*** DATA SEGMENT

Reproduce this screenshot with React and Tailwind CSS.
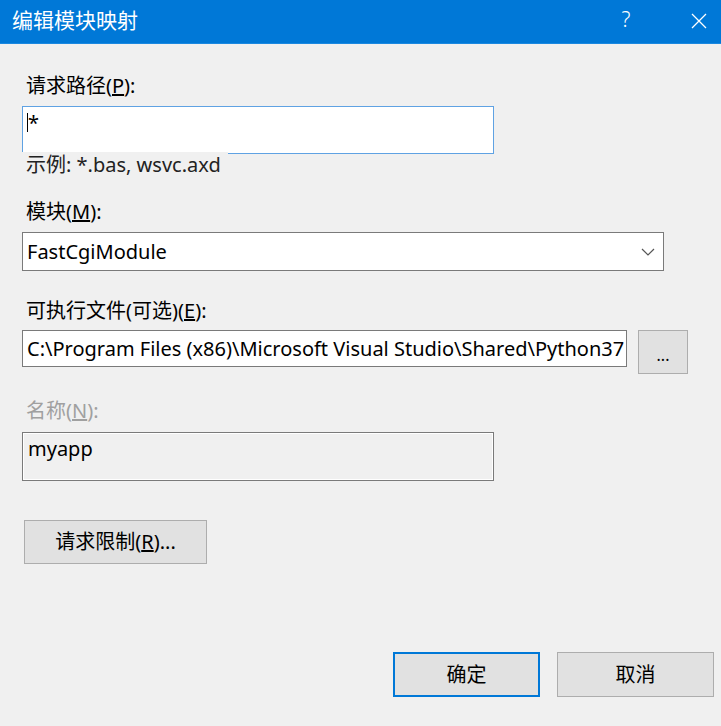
import React from 'react';

// Small label with an underlined access key, e.g. 请求路径(P):
const Label = ({ text, keyChar, after = '):', className = '' }) => (
    <div className={`text-[20px] leading-[24px] ${className}`}>
        {text}(<u>{keyChar}</u>{after}
    </div>
);

const App = () => {
    return (
        <div
            className="w-[721px] h-[726px] bg-[#f0f0f0] text-black flex flex-col overflow-hidden"
            style={{ fontFamily: '"Noto Sans", "Noto Sans CJK SC", sans-serif' }}
        >
            {/* title bar */}
            <div className="h-[44px] shrink-0 bg-[#0078d7] border-b border-[#1a88e0] flex items-center text-white">
                <div className="pl-[12px] text-[21px] leading-none flex-1 mb-[2px]">编辑模块映射</div>
                <div className="w-[30px] text-center text-[21px] font-light leading-none mr-[50px] mb-[4px]">?</div>
                <svg width="16" height="16" viewBox="0 0 16 16" className="mr-[14px] mb-[2px]">
                    <path d="M1 1 L15 15 M15 1 L1 15" stroke="white" strokeWidth="1.3" fill="none" />
                </svg>
            </div>

            <div className="flex flex-col pl-[22px]">
                <Label text="请求路径" keyChar="P" className="mt-[30px] pl-[4px]" />
                <div className="mt-[8px] w-[472px] h-[48px] bg-white border border-[#5fa2e3] flex items-start pl-[4px] pt-[5px]">
                    <span className="w-px h-[19px] bg-black mt-px"></span>
                    <span className="text-[20px] leading-[22px]">*</span>
                </div>
                {/* hint sits over the bottom border of the field, as in the dialog */}
                <div className="relative -mt-[2px] w-[206px] h-[26px] bg-[#f0f0f0] pl-[4px] text-[20px] leading-[26px] text-[#222] whitespace-nowrap">
                    示例: *.bas, wsvc.axd
                </div>

                <Label text="模块" keyChar="M" className="mt-[22px] pl-[4px]" />
                <div className="mt-[8px] w-[642px] h-[39px] bg-white border border-[#7a7a7a] flex items-center pl-[4px] pr-[8px]">
                    <span className="flex-1 text-[20px]">FastCgiModule</span>
                    <svg width="14" height="8" viewBox="0 0 14 8">
                        <path d="M1 1 L7 7 L13 1" stroke="#555" strokeWidth="1.2" fill="none" />
                    </svg>
                </div>

                <Label text="可执行文件(可选)" keyChar="E" className="mt-[28px] pl-[4px]" />
                <div className="mt-[7px] flex items-start gap-[11px]">
                    <div className="w-[605px] h-[37px] bg-white border border-[#7a7a7a] flex items-center pl-[4px] overflow-hidden">
                        <span className="block w-[598px] overflow-hidden whitespace-nowrap text-[20px]">
                            C:\Program Files (x86)\Microsoft Visual Studio\Shared\Python37
                        </span>
                    </div>
                    <button className="w-[50px] h-[44px] bg-[#e1e1e1] border border-[#adadad] text-[16px] leading-none pt-[6px]">
                        ...
                    </button>
                </div>

                <Label text="名称" keyChar="N" className="mt-[25px] pl-[4px] text-[#a0a0a0]" />
                <div className="mt-[9px] w-[472px] h-[49px] bg-[#f0f0f0] border border-[#7a7a7a] shadow-[inset_1px_1px_0_#fff,inset_-1px_-1px_0_#fff] pl-[5px] pt-[4px] text-[20px] leading-[24px]">
                    myapp
                </div>

                <button className="mt-[39px] ml-[2px] w-[183px] h-[44px] bg-[#e1e1e1] border border-[#adadad] text-[20px]">
                    请求限制(<u>R</u>)...
                </button>
            </div>

            <div className="mt-[88px] flex justify-end gap-[17px] pr-[7px]">
                <button className="w-[147px] h-[45px] bg-[#e1e1e1] border-2 border-[#0078d7] text-[20px]">确定</button>
                <button className="w-[157px] h-[45px] bg-[#e1e1e1] border border-[#adadad] text-[20px]">取消</button>
            </div>
        </div>
    );
};

export default App;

******

> **EXERCISE PROMPT**
Make an exact copy of the data, leaving its pictures out.

> **TASK RESULT**
Reproduce this screenshot with React and Tailwind CSS.
import React from 'react';

// Small label with an underlined access key, e.g. 请求路径(P):
const Label = ({ text, keyChar, after = '):', className = '' }) => (
    <div className={`text-[20px] leading-[24px] ${className}`}>
        {text}(<u>{keyChar}</u>{after}
    </div>
);

const App = () => {
    return (
        <div
            className="w-[721px] h-[726px] bg-[#f0f0f0] text-black flex flex-col overflow-hidden"
            style={{ fontFamily: '"Noto Sans", "Noto Sans CJK SC", sans-serif' }}
        >
            {/* title bar */}
            <div className="h-[44px] shrink-0 bg-[#0078d7] border-b border-[#1a88e0] flex items-center text-white">
                <div className="pl-[12px] text-[21px] leading-none flex-1 mb-[2px]">编辑模块映射</div>
                <div className="w-[30px] text-center text-[21px] font-light leading-none mr-[50px] mb-[4px]">?</div>
                <svg width="16" height="16" viewBox="0 0 16 16" className="mr-[14px] mb-[2px]">
                    <path d="M1 1 L15 15 M15 1 L1 15" stroke="white" strokeWidth="1.3" fill="none" />
                </svg>
            </div>

            <div className="flex flex-col pl-[22px]">
                <Label text="请求路径" keyChar="P" className="mt-[30px] pl-[4px]" />
                <div className="mt-[8px] w-[472px] h-[48px] bg-white border border-[#5fa2e3] flex items-start pl-[4px] pt-[5px]">
                    <span className="w-px h-[19px] bg-black mt-px"></span>
                    <span className="text-[20px] leading-[22px]">*</span>
                </div>
                {/* hint sits over the bottom border of the field, as in the dialog */}
                <div className="relative -mt-[2px] w-[206px] h-[26px] bg-[#f0f0f0] pl-[4px] text-[20px] leading-[26px] text-[#222] whitespace-nowrap">
                    示例: *.bas, wsvc.axd
                </div>

                <Label text="模块" keyChar="M" className="mt-[22px] pl-[4px]" />
                <div className="mt-[8px] w-[642px] h-[39px] bg-white border border-[#7a7a7a] flex items-center pl-[4px] pr-[8px]">
                    <span className="flex-1 text-[20px]">FastCgiModule</span>
                    <svg width="14" height="8" viewBox="0 0 14 8">
                        <path d="M1 1 L7 7 L13 1" stroke="#555" strokeWidth="1.2" fill="none" />
                    </svg>
                </div>

                <Label text="可执行文件(可选)" keyChar="E" className="mt-[28px] pl-[4px]" />
                <div className="mt-[7px] flex items-start gap-[11px]">
                    <div className="w-[605px] h-[37px] bg-white border border-[#7a7a7a] flex items-center pl-[4px] overflow-hidden">
                        <span className="block w-[598px] overflow-hidden whitespace-nowrap text-[20px]">
                            C:\Program Files (x86)\Microsoft Visual Studio\Shared\Python37
                        </span>
                    </div>
                    <button className="w-[50px] h-[44px] bg-[#e1e1e1] border border-[#adadad] text-[16px] leading-none pt-[6px]">
                        ...
                    </button>
                </div>

                <Label text="名称" keyChar="N" className="mt-[25px] pl-[4px] text-[#a0a0a0]" />
                <div className="mt-[9px] w-[472px] h-[49px] bg-[#f0f0f0] border border-[#7a7a7a] shadow-[inset_1px_1px_0_#fff,inset_-1px_-1px_0_#fff] pl-[5px] pt-[4px] text-[20px] leading-[24px]">
                    myapp
                </div>

                <button className="mt-[39px] ml-[2px] w-[183px] h-[44px] bg-[#e1e1e1] border border-[#adadad] text-[20px]">
                    请求限制(<u>R</u>)...
                </button>
            </div>

            <div className="mt-[88px] flex justify-end gap-[17px] pr-[7px]">
                <button className="w-[147px] h-[45px] bg-[#e1e1e1] border-2 border-[#0078d7] text-[20px]">确定</button>
                <button className="w-[157px] h-[45px] bg-[#e1e1e1] border border-[#adadad] text-[20px]">取消</button>
            </div>
        </div>
    );
};

export default App;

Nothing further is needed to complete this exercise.